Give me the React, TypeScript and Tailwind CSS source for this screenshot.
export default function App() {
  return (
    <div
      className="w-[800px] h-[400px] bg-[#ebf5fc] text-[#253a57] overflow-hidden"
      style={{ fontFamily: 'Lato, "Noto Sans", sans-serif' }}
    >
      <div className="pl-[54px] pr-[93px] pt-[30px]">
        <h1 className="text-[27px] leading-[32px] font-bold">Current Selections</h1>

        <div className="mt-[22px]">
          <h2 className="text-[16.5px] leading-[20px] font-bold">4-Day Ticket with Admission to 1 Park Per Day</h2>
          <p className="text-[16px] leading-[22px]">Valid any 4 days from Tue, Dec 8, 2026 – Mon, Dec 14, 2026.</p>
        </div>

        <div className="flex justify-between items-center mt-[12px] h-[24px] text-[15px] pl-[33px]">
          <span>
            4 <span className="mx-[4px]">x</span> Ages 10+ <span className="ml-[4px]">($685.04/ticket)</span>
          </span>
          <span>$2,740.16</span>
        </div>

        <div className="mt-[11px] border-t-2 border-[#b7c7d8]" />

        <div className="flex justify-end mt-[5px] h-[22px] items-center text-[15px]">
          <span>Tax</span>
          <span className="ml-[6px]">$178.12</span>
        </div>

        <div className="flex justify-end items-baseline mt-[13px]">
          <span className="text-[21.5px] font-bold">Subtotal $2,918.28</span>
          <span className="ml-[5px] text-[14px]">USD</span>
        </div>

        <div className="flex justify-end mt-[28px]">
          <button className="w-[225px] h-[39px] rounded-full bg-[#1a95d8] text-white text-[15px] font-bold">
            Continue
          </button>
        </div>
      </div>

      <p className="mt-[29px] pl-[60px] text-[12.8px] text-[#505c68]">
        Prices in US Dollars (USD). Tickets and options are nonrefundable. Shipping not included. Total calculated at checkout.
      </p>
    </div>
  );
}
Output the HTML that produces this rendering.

--*--

:: DESCRIPTION OF THE TASK ::
Your task is to retype all the records above with nothing left out.

:: EXERCISE RESPONSE ::
Give me the React, TypeScript and Tailwind CSS source for this screenshot.
export default function App() {
  return (
    <div
      className="w-[800px] h-[400px] bg-[#ebf5fc] text-[#253a57] overflow-hidden"
      style={{ fontFamily: 'Lato, "Noto Sans", sans-serif' }}
    >
      <div className="pl-[54px] pr-[93px] pt-[30px]">
        <h1 className="text-[27px] leading-[32px] font-bold">Current Selections</h1>

        <div className="mt-[22px]">
          <h2 className="text-[16.5px] leading-[20px] font-bold">4-Day Ticket with Admission to 1 Park Per Day</h2>
          <p className="text-[16px] leading-[22px]">Valid any 4 days from Tue, Dec 8, 2026 – Mon, Dec 14, 2026.</p>
        </div>

        <div className="flex justify-between items-center mt-[12px] h-[24px] text-[15px] pl-[33px]">
          <span>
            4 <span className="mx-[4px]">x</span> Ages 10+ <span className="ml-[4px]">($685.04/ticket)</span>
          </span>
          <span>$2,740.16</span>
        </div>

        <div className="mt-[11px] border-t-2 border-[#b7c7d8]" />

        <div className="flex justify-end mt-[5px] h-[22px] items-center text-[15px]">
          <span>Tax</span>
          <span className="ml-[6px]">$178.12</span>
        </div>

        <div className="flex justify-end items-baseline mt-[13px]">
          <span className="text-[21.5px] font-bold">Subtotal $2,918.28</span>
          <span className="ml-[5px] text-[14px]">USD</span>
        </div>

        <div className="flex justify-end mt-[28px]">
          <button className="w-[225px] h-[39px] rounded-full bg-[#1a95d8] text-white text-[15px] font-bold">
            Continue
          </button>
        </div>
      </div>

      <p className="mt-[29px] pl-[60px] text-[12.8px] text-[#505c68]">
        Prices in US Dollars (USD). Tickets and options are nonrefundable. Shipping not included. Total calculated at checkout.
      </p>
    </div>
  );
}
Output the HTML that produces this rendering.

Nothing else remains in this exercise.